Why I Thought Not Eating Till 4pm Meant I Was in Control

Published on 2 March 2026 at 16:39

Six years on from covid and my body still feels like

it's in lockdown mode. Less movement.

Four stone heavier. I've hit midlife. So

has my midriff. 

 

I've tried every diet under the sun. Calorie

counting. 80/20. Protein shakes. They all 

worked at first. They always do. Until they don't. 

Eventually they became unsustainable, and I 

ultimately regained what I'd lost. Sometimes

threefold.

 

I'd lose 6lb. I'd gain 4. I'd lose 4lb and regain 6.

It was a vicious circle. I was fighting a constant

battle. 

 

Somewhere along the way, after all the plans 

and resets and "I'll start again tomorrow," my

body started to regress. I didn't feel hungry

anymore. I'd skip breakfast. Skip lunch.

I didn't bat an eyelid. I wore it like a 

badge of pride.

 

At 2pm I'd check the clock and make another

coffee to tide me over. That quiet flicker of 

satisfaction - look at how disciplined I am.

 

4pm would hit and so would my blood sugar. 

 

Suddenly I'd feel shaky, dizzy, sick.

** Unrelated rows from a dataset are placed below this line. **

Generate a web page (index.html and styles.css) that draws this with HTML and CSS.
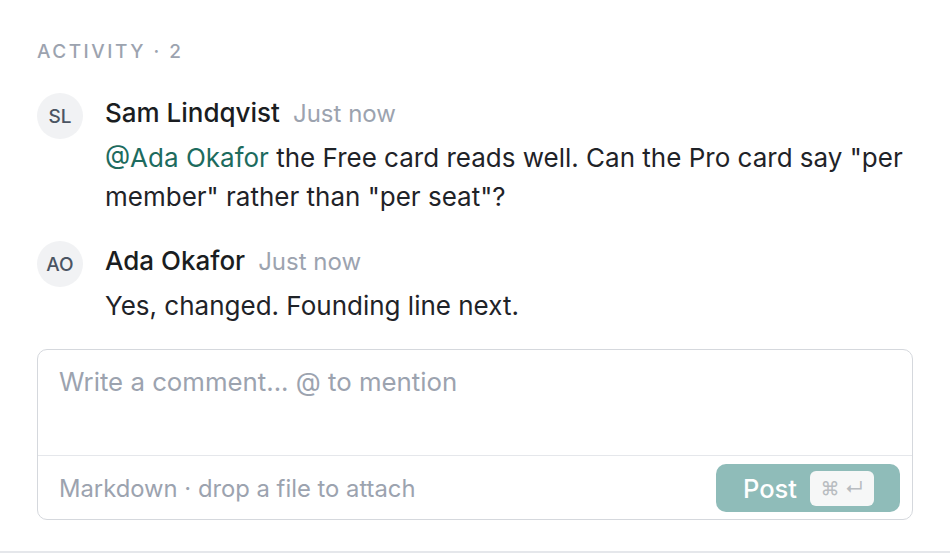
FILE: index.html
```html
<!DOCTYPE html>
<html lang="en">
<head>
  <meta charset="UTF-8" />
  <meta name="viewport" content="width=device-width, initial-scale=1.0"/>
  <title>Activity</title>
  <link rel="stylesheet" href="styles.css">
</head>
<body>
  <section class="activity">
    <h3 class="activity-title">Activity · 2</h3>

    <div class="comments">
      <div class="comment">
        <div class="avatar">SL</div>
        <div class="comment-body">
          <div class="comment-head">
            <span class="author">Sam Lindqvist</span>
            <span class="time">Just now</span>
          </div>
          <p class="comment-text"><span class="mention">@Ada Okafor</span> the Free card reads well. Can the Pro card say "per member" rather than "per seat"?</p>
        </div>
      </div>

      <div class="comment">
        <div class="avatar">AO</div>
        <div class="comment-body">
          <div class="comment-head">
            <span class="author">Ada Okafor</span>
            <span class="time">Just now</span>
          </div>
          <p class="comment-text">Yes, changed. Founding line next.</p>
        </div>
      </div>
    </div>

    <div class="composer">
      <textarea class="composer-input" placeholder="Write a comment... @ to mention"></textarea>
      <div class="composer-foot">
        <span class="hint">Markdown · drop a file to attach</span>
        <button class="post-btn" disabled>
          Post
          <span class="kbd">⌘ ↵</span>
        </button>
      </div>
    </div>
  </section>
</body>
</html>
```

FILE: styles.css
```css
* {
  box-sizing: border-box;
}

body {
  margin: 0;
  padding: 0;
  font-family: Inter, 'Noto Sans', sans-serif;
  background: #fff;
  color: #1f2328;
}

.activity {
  padding: 38px 37px 0;
  height: 553px;
  border-bottom: 2px solid #e5e7eb;
}

.activity-title {
  margin: 0 0 27px;
  font-size: 19px;
  font-weight: 500;
  line-height: 28px;
  letter-spacing: 2.5px;
  text-transform: uppercase;
  color: #9ca3af;
}

.comments {
  display: flex;
  flex-direction: column;
  gap: 25px;
  margin-bottom: 24px;
}

.comment {
  display: flex;
  gap: 22px;
}

.avatar {
  flex: none;
  width: 46px;
  height: 46px;
  border-radius: 50%;
  background: #f1f2f4;
  color: #4b5563;
  font-size: 19px;
  font-weight: 500;
  display: flex;
  align-items: center;
  justify-content: center;
}

.comment-body {
  flex: 1;
}

.comment-head {
  display: flex;
  align-items: baseline;
  gap: 13px;
  line-height: 40px;
}

.author {
  font-size: 26px;
  font-weight: 500;
  color: #1a1d21;
}

.time {
  font-size: 24px;
  color: #9ca3af;
}

.comment-text {
  margin: 4px 0 0;
  font-size: 26px;
  line-height: 39px;
  color: #1f2328;
}

.mention {
  color: #1d6b5e;
}

.composer {
  border: 1.5px solid #d5d8dd;
  border-radius: 10px;
}

.composer-input {
  display: block;
  width: 100%;
  height: 106px;
  resize: none;
  border: none;
  outline: none;
  padding: 17px 21px;
  font-family: inherit;
  font-size: 25.8px;
  line-height: 30px;
  background: transparent;
  border-bottom: 1.5px solid #e5e7eb;
}

.composer-input::placeholder {
  color: #9ca3af;
}

.composer-foot {
  display: flex;
  align-items: center;
  justify-content: space-between;
  padding: 8px 12px 7px 21px;
}

.hint {
  font-size: 23.8px;
  color: #9ca3af;
}

.post-btn {
  display: flex;
  align-items: center;
  gap: 13px;
  height: 48px;
  padding: 0 26px 0 27px;
  border: none;
  border-radius: 10px;
  background: #8fbcb9;
  color: #fff;
  font-family: inherit;
  font-size: 25.5px;
  font-weight: 500;
}

.kbd {
  display: flex;
  align-items: center;
  justify-content: center;
  width: 64px;
  height: 35px;
  border-radius: 6px;
  background: #f6f7f7;
  color: #b8bcc0;
  font-size: 19px;
  font-weight: 400;
}
```
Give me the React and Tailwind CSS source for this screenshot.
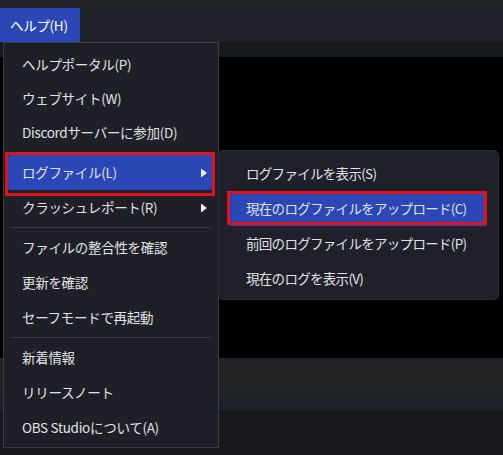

Before

I even realised what I was doing, I'd 

demolish a whole packet of digestive

biscuits, just trying to stabilise myself. 

 

And it wasn't just the crashes. 

 

My IBS had flared badly. The pain was

immobilising and unpredictable. There were

days when I feared leaving the house in case my

body betrayed me. I would organise my day around

bathrooms and Imodium.

 

Food had become both my nemesis and the 

solution. 

 

The more I restricted, the worse everything

seemed to spiral. My body wasn't calm. It was

in panic mode and stressed. 

 

And somewhere in that realisation, suddenly

my mindset shifted. 

 

Not dramatically. Not overnight. Just quietly. 

 

Instead of waiting for that 4pm crash and burn,

I started to eat regularly. Five times a day. No

excuses. Breakfast, lunch, dinner, and two light,

high protein snacks in-between.

 

At first it felt wrong. I felt like a rebel. I wasn't having

to earn my food. I wasn't proving anything. 

 

But slowly, my body began to regulate.

 

The crashes softened. The dizziness eased. 

My sleep started to improve. The restless legs started

to settle.

 

And to my surprise, the weight started to move too. Five

pounds in just over 2 weeks. Nothing extreme. Nothing

intense, just slow and steady.

 

I used to want fast weight loss. The trouble is the faster 

the loss, the quicker the gain. I'm tired of fighting the 

same weight, day after day, week after week, year after

year, decade after decade.

 

One pound per week equates to fifty two pounds per year.

That's a whopping three stone 10lbs. That's consistency, 

that's results. That is true health. 

 

 I no longer wait for the blood sugar dip. I eat at set times.

Regular intervals throughout the day, with not a digestive 

biscuit in sight. 

 

For years, holding it together meant tightening the reins.

Making yet another coffee. Waiting it out. Power naps. 

Proving I didn't need breakfast. Proving I was 

disciplined. Proving I was smaller. 

 

It turns out that I was just tired. 

 

Now holding it together has a different vibe. It

looks like eating before I crash. Like packing a snack before

I leave the house. Like refusing to let fear organise my life.

 

It's not dramatic. It's not a glow-up. It's just slow and steady.

 

I'm done wearing hunger like an Olympic sport, No more

gold medals for self-denial. 

 

If that makes me undisciplined, so be it.